Does exist any decoders for decoding S/PDIF 5.1 into synchronous 5.1 I2S ?



With best regards, Vladimir.

  • Vladimir,

    IEC-60958 discusses how to use SPDIF to transfer 2.0 PCM uncompressed.  Basically, SPDIF can transfer 2 channels of up-to 24-bit audio at a clock rate of 64x the sample rate.

    IEC-61937 discusses how to transport AC3, DTS, WMA, AAC, etc. over SPDIF. 

    This is the only way I know to move '5.1 audio' over SPDIF in a reasonable manner, since SPDIF has insufficient bandwidth to transfer uncompressed 5.1 PCM using a standard uncompressed format.  [If you want to transfer 5.1 48kHz, then if  you ran your SPDIF-like AES/EBU at 192kHz, you would have sufficient bandwidth, but you would have to unpack the received samples somehow - you would have to use custom packing on the source side and custom unpacking on the receiver, and have to use 192kHz AES/EBU, which not many devices support.]

    Apparently, you are asking if decoders exist to decode AC3, DTS, WMA, AAC.

    The answer is "yes, such decoders exist", but few (if any) are free, may require a royalty license, may require more MIPs than you have available, might not be ported to your device, etc.

    Frank

  • Been wondering why there isn't a 5.1@48kHz linear PCM  framing specification for S/PDIF. Guess it would be possible using the extra bits.

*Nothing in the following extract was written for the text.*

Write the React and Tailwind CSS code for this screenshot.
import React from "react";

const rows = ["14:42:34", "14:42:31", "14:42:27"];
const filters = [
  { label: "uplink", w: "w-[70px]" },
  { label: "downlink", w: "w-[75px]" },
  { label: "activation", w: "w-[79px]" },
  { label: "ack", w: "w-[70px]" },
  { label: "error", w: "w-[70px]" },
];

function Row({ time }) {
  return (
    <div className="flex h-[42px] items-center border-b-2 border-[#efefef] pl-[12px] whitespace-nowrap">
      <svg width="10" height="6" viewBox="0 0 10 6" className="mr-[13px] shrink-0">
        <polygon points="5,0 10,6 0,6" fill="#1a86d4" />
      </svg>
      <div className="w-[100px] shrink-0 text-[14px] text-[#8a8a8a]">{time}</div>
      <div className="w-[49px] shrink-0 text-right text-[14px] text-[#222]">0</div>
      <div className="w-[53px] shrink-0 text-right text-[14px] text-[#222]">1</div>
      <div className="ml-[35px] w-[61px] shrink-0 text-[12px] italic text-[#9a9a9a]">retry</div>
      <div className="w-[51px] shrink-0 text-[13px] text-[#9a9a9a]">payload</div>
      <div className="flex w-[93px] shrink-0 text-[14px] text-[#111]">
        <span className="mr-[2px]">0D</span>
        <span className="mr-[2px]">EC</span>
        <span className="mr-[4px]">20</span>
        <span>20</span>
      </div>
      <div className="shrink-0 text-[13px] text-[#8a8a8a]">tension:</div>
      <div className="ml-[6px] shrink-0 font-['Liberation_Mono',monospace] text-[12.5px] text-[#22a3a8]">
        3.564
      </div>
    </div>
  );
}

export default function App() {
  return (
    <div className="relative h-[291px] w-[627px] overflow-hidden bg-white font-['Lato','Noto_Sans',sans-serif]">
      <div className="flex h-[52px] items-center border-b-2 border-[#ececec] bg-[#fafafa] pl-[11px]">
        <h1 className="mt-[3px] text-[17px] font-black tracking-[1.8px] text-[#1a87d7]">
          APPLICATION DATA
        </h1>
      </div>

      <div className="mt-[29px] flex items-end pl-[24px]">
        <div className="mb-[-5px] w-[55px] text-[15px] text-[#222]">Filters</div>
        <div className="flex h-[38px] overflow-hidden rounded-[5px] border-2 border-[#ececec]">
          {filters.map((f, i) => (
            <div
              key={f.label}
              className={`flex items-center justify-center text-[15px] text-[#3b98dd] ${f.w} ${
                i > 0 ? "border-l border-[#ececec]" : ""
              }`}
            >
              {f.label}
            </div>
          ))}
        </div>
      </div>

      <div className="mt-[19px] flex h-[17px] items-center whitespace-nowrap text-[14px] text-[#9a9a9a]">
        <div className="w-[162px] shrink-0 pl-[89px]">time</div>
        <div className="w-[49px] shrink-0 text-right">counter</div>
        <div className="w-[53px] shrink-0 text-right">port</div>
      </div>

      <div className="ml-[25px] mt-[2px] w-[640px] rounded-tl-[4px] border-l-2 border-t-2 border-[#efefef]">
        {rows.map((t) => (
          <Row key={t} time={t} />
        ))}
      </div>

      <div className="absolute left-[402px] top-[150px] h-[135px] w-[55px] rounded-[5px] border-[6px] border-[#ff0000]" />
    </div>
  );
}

    However, these days you could also use HDMI for multi-channel PCM transfer though I don't know what kind of transmitter/receiver chips support it.

    Well, google found these chips (from NXP this time):

    http://www.nxp.com/#/pip/pip=[pip=TDA19977A_TDA19977B,pfp=55186]|pp=[t=pip,i=TDA19977A_TDA19977B]

     

     

     

  • Mikko,

    There are only a maximum of 64 bit times/sample instant using SPDIF - actually fewer, since some of the bit times are used for framing.

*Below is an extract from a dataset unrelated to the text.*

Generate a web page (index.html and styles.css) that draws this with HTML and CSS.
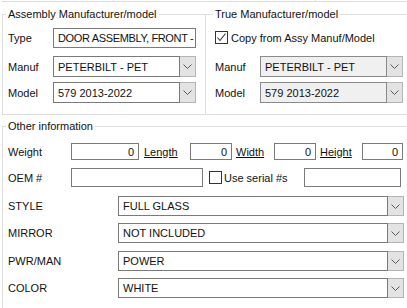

    Would 8-bit audio be sufficient?  If so, then you could take the 24 bits for Left and 24 bits for Right and reallocate.

    But, again, you would need to write both sides, and you would have a non-standard interface.

    IEC61937 works over SPDIF because, due to compression, it is possible to insert some identification information along with the encoded content so that a receiver capable of handling IEC61937 can determine that the content is not simple PCM.  That becomes harder when you need to use all 24*2 bits for audio.

    Frank

  • Frank,

    Easiest way would be using software decoding. If your application is something like DD 7.1 or some other multichannel audio where the source is PC you could  write some wrapper driver which converts max. 7.1 audio stream of  24 bits@48 kHz to interleaved "stereo" 24bit @192 kHz and sends it over S/PDIF to receiver. In this case you don't know in receiver end which channel is which. So you could just reserve the 2 LSB's of each 24-bit sample pair (A&B channels) for coding the channel number and still have 132 dB dynamic range left (guess exceeding the DR of all current DAC's). Using something like FPGA for implementation (of S/PDIF coding) on both ends you could use the extra bits to mark the first sample.

    Edit: Actually you need just two bits per stereo sample (= one bit per sample) for coding the frame number from 0-3, so the DR would be 23*6 = 138 after all.

  • Mikko,

    Sure, you can do it.  I've never actually seen SPDIF above 96kHz, but have seen/used AES/EBU at 192kHz.

    Alternatively, you _could_ use 1394.